>> Start Material provided

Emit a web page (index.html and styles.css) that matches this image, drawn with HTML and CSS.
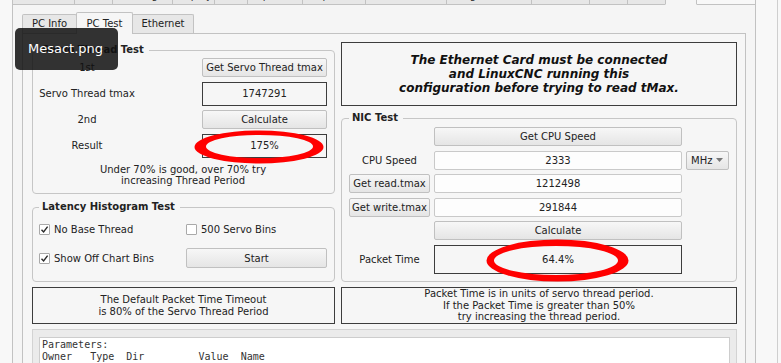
FILE: index.html
```html
<!DOCTYPE html>
<html lang="en">
<head>
  <meta charset="UTF-8">
  <title>Mesa Configuration Tool - PC Test</title>
  <link rel="stylesheet" href="styles.css">
</head>
<body>
  <div class="screen">
    <div class="main">
      <div class="top-tabs">
        <span class="ttab">Machine</span>
        <span class="ttab">Info</span>
        <span class="ttab">Settings</span>
        <span class="ttab">Display</span>
        <span class="ttab">Axis</span>
        <span class="ttab">Spindle</span>
        <span class="ttab">Options</span>
        <span class="ttab">Smart Serial</span>
        <span class="ttab">Daughter Cards</span>
        <span class="ttab">HAL</span>
        <span class="ttab">INI</span>
        <span class="ttab">Pins</span>
        <span class="ttab current">PC</span>
        <span class="ttab-fill"></span>
      </div>

      <div class="outer-pane">
        <div class="itabs">
          <span class="itab itab-info">PC Info</span>
          <span class="itab itab-test active">PC Test</span>
          <span class="itab itab-eth">Ethernet</span>
        </div>

        <div class="pane">
          <div class="pc-test">

            <div class="col">
              <fieldset class="group servo">
                <legend>Servo Thread Test</legend>
                <div class="servo-grid">
                  <span class="lbl">1st</span>
                  <button class="btn ctl">Get Servo Thread tmax</button>
                  <span class="lbl">Servo Thread tmax</span>
                  <span class="readout ctl">1747291</span>
                  <span class="lbl">2nd</span>
                  <button class="btn ctl">Calculate</button>
                  <span class="lbl">Result</span>
                  <span class="readout ctl marked">
                    175%
                    <svg class="ring ring-result" width="130" height="34" viewBox="0 0 130 34">
                      <path fill-rule="evenodd" d="M0.5,17 a64.5,16.5 0 1,0 129,0 a64.5,16.5 0 1,0 -129,0 Z M12,16.5 a53.5,11.5 0 1,0 107,0 a53.5,11.5 0 1,0 -107,0 Z"/>
                    </svg>
                  </span>
                </div>
                <p class="hint">Under 70% is good, over 70% try<br>increasing Thread Period</p>
              </fieldset>

              <fieldset class="group latency">
                <legend>Latency Histogram Test</legend>
                <div class="latency-grid">
                  <label class="check"><span class="box on"><svg width="9" height="9" viewBox="0 0 9 9"><path d="M1.5 4.8 L3.6 7 L7.6 1.6"/></svg></span>No Base Thread</label>
                  <label class="check"><span class="box"></span>500 Servo Bins</label>
                  <label class="check"><span class="box on"><svg width="9" height="9" viewBox="0 0 9 9"><path d="M1.5 4.8 L3.6 7 L7.6 1.6"/></svg></span>Show Off Chart Bins</label>
                  <button class="btn">Start</button>
                </div>
              </fieldset>
            </div>

            <div class="col">
              <div class="notice">
                The Ethernet Card must be connected<br>
                and LinuxCNC running this<br>
                configuration before trying to read tMax.
              </div>

              <fieldset class="group nic">
                <legend>NIC Test</legend>
                <div class="nic-grid">
                  <button class="btn mid">Get CPU Speed</button>
                  <span class="lbl">CPU Speed</span>
                  <span class="edit">2333</span>
                  <span class="combo">MHz<svg width="7" height="4" viewBox="0 0 7 4"><path d="M0 0 H7 L3.5 4 Z"/></svg></span>
                  <button class="btn">Get read.tmax</button>
                  <span class="edit">1212498</span>
                  <button class="btn">Get write.tmax</button>
                  <span class="edit">291844</span>
                  <button class="btn mid">Calculate</button>
                  <span class="lbl">Packet Time</span>
                  <span class="readout marked">
                    64.4%
                    <svg class="ring ring-packet" width="143" height="43" viewBox="0 0 143 43">
                      <path fill-rule="evenodd" d="M0.5,21.5 a71,21 0 1,0 142,0 a71,21 0 1,0 -142,0 Z M8,21.5 a62,14.5 0 1,0 124,0 a62,14.5 0 1,0 -124,0 Z"/>
                    </svg>
                  </span>
                </div>
              </fieldset>
            </div>

            <div class="frame-note">
              The Default Packet Time Timeout<br>
              is 80% of the Servo Thread Period
            </div>
            <div class="frame-note">
              Packet Time is in units of servo thread period.<br>
              If the Packet Time is greater than 50%<br>
              try increasing the thread period.
            </div>

            <div class="params">
<pre>Parameters:
Owner   Type  Dir         Value  Name</pre>
            </div>

          </div>
        </div>
      </div>
    </div>
    <div class="gutter"></div>

    <div class="tooltip">Mesact.png</div>
  </div>
</body>
</html>
```

FILE: styles.css
```css
* {
  box-sizing: border-box;
}

html, body {
  margin: 0;
  padding: 0;
  background: #f8f8f8;
  color: #222;
  font-family: "DejaVu Sans", "Liberation Sans", sans-serif;
  font-size: 10px;
  overflow: hidden;
}

.screen {
  position: relative;
  display: flex;
  height: 363px;
  padding-left: 12px;
}

.main {
  width: 744px;
  flex: none;
}

.gutter {
  width: 22px;
  flex: none;
  border-right: 1px solid #cfcfcf;
}

/* main window tabs, only their lower edge is on screen */
.top-tabs {
  display: flex;
  align-items: flex-end;
  height: 5px;
  overflow: hidden;
}

.ttab {
  flex: none;
  height: 22px;
  padding-top: 5px;
  line-height: 14px;
  text-align: center;
  white-space: nowrap;
  overflow: hidden;
  color: #333;
  background: #e7e7e7;
  border: 1px solid #c2c2c2;
  border-right: none;
}

.ttab:nth-child(1) { width: 62px; }
.ttab:nth-child(2) { width: 38px; }
.ttab:nth-child(3) { width: 60px; }
.ttab:nth-child(4) { width: 42px; }
.ttab:nth-child(5) { width: 33px; }
.ttab:nth-child(6) { width: 55px; }
.ttab:nth-child(7) { width: 63px; }
.ttab:nth-child(8) { width: 81px; }
.ttab:nth-child(9) { width: 85px; }
.ttab:nth-child(10) { width: 58px; }
.ttab:nth-child(11) { width: 38px; }
.ttab:nth-child(12) { width: 38px; }

.ttab.current {
  width: 32px;
  background: #f5f5f5;
  border-right: 1px solid #c2c2c2;
  border-bottom-color: #f5f5f5;
}

.ttab-fill {
  flex: 1;
  height: 5px;
  border-bottom: 1px solid #c2c2c2;
  border-right: 1px solid #c2c2c2;
}

.outer-pane {
  height: 400px;
  padding: 7px 9px 0 9px;
  background: #f5f5f5;
  border: 1px solid #c2c2c2;
  border-top: none;
}

/* inner tab widget */
.itabs {
  position: relative;
  z-index: 1;
  display: flex;
  align-items: flex-end;
  height: 22px;
}

.itab {
  height: 19px;
  margin-bottom: 1px;
  line-height: 18px;
  text-align: center;
  background: #e7e7e7;
  border: 1px solid #c2c2c2;
  border-bottom: none;
  border-radius: 2px 2px 0 0;
}

.itab-info { width: 55px; }
.itab-test { width: 57px; margin-left: -1px; }
.itab-eth { width: 62px; margin-left: -1px; }

.itab.active {
  height: 22px;
  margin-bottom: 0;
  padding-top: 2px;
  background: #f6f6f6;
  position: relative;
  z-index: 2;
}

.pane {
  height: 400px;
  margin-top: -1px;
  padding: 8px 8px 0 9px;
  background: #f6f6f6;
  border: 1px solid #c2c2c2;
}

.pc-test {
  display: grid;
  grid-template-columns: 303px 396px;
  column-gap: 6px;
  row-gap: 5px;
}

.col {
  display: flex;
  flex-direction: column;
}

/* group boxes */
.group {
  margin: 0;
  min-width: 0;
  border: 1px solid #c6c6c6;
  border-radius: 4px;
}

.group legend {
  padding: 0 5px 0 3px;
  line-height: 14px;
  font-weight: bold;
}

.servo {
  margin-top: 1px;
  padding: 1px 7px 6px 6px;
}

.latency {
  flex: 1;
  margin-top: 6.5px;
  padding: 5px 7px 8px 6px;
}

.nic {
  flex: 1;
  margin-top: 5px;
  padding: 2px 7px 7.5px 7px;
}

.lbl {
  text-align: center;
  white-space: nowrap;
}

.servo-grid {
  display: grid;
  grid-template-columns: 96px 67px 125px;
  grid-template-rows: 19px 24px 19px 24px;
  row-gap: 4.5px;
  align-items: center;
}

.servo-grid .lbl {
  grid-column: 1;
}

.servo-grid .ctl {
  grid-column: 3;
  height: 100%;
}

.hint {
  margin: 6px 0 0;
  line-height: 11.5px;
  text-align: center;
}

.latency-grid {
  display: grid;
  grid-template-columns: 141px 141px;
  grid-template-rows: 20px 20px;
  column-gap: 6px;
  row-gap: 9px;
  align-items: center;
}

.latency-grid .btn {
  height: 20px;
}

.check {
  display: flex;
  align-items: center;
  gap: 4px;
  white-space: nowrap;
}

.box {
  display: flex;
  align-items: center;
  justify-content: center;
  width: 11px;
  height: 11px;
  background: #fff;
  border: 1px solid #a9a9a9;
  border-radius: 1px;
}

.box svg path {
  fill: none;
  stroke: #2a2a2a;
  stroke-width: 1.4;
}

.nic-grid {
  display: grid;
  grid-template-columns: 81px 248px 43px;
  grid-template-rows: 19px 19px 19px 19px 19px 29px;
  column-gap: 4px;
  row-gap: 4.5px;
}

.nic-grid > * {
  height: 100%;
}

.nic-grid .lbl {
  grid-column: 1;
  display: flex;
  align-items: center;
  justify-content: center;
}

.nic-grid .mid,
.nic-grid .edit,
.nic-grid .readout {
  grid-column: 2;
}

.nic-grid .btn:not(.mid) {
  grid-column: 1;
}

/* widgets */
.btn {
  padding: 0;
  font: inherit;
  color: #222;
  white-space: nowrap;
  background: linear-gradient(#f7f7f7, #e5e5e5);
  border: 1px solid #c0c0c0;
  border-radius: 2px;
}

.edit,
.readout {
  display: flex;
  align-items: center;
  justify-content: center;
}

.edit {
  background: #fdfdfd;
  border: 1px solid #c9c9c9;
  border-radius: 2px;
}

.readout {
  background: #f6f6f6;
  border: 1px solid #3d3d3d;
}

.combo {
  grid-column: 3;
  display: flex;
  align-items: center;
  justify-content: space-between;
  padding: 0 5px 0 4px;
  background: linear-gradient(#f7f7f7, #e5e5e5);
  border: 1px solid #c0c0c0;
  border-radius: 2px;
}

.combo svg path {
  fill: #777;
}

/* red marks drawn over the read-outs */
.marked {
  position: relative;
}

.ring {
  position: absolute;
  pointer-events: none;
}

.ring path {
  fill: #ff0000;
}

.ring-result {
  left: -9px;
  top: -5px;
}

.ring-packet {
  left: 51px;
  top: -6.5px;
}

.notice {
  display: flex;
  align-items: center;
  justify-content: center;
  height: 64px;
  font-size: 12px;
  font-weight: bold;
  font-style: italic;
  line-height: 14px;
  text-align: center;
  color: #111;
  background: #f6f6f6;
  border: 1px solid #3d3d3d;
}

.frame-note {
  display: flex;
  align-items: center;
  justify-content: center;
  height: 37px;
  line-height: 11.5px;
  text-align: center;
  border: 1px solid #3d3d3d;
}

.params {
  grid-column: 1 / 3;
  height: 80px;
  padding: 7px 6px 0;
  background: #ebebeb;
  border: 1px solid #d3d3d3;
}

.params pre {
  height: 100%;
  margin: 0;
  padding: 1px 2px;
  font-family: "DejaVu Sans Mono", "Liberation Mono", monospace;
  font-size: 10px;
  line-height: 12px;
  color: #333;
  background: #fff;
  border: 1px solid #cdcdcd;
}

.tooltip {
  position: absolute;
  left: 15px;
  top: 28px;
  z-index: 5;
  width: 103px;
  height: 42px;
  padding-left: 13px;
  font-size: 13px;
  line-height: 42px;
  color: #fff;
  background: rgba(15, 15, 15, 0.85);
  border-radius: 5px;
}
```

>> End Material provided

▸ **Exercise requirements**
Copy down every line of the material above that includes the string "drawn".

▸ **Response to this exercise**
Emit a web page (index.html and styles.css) that matches this image, drawn with HTML and CSS.
/* red marks drawn over the read-outs */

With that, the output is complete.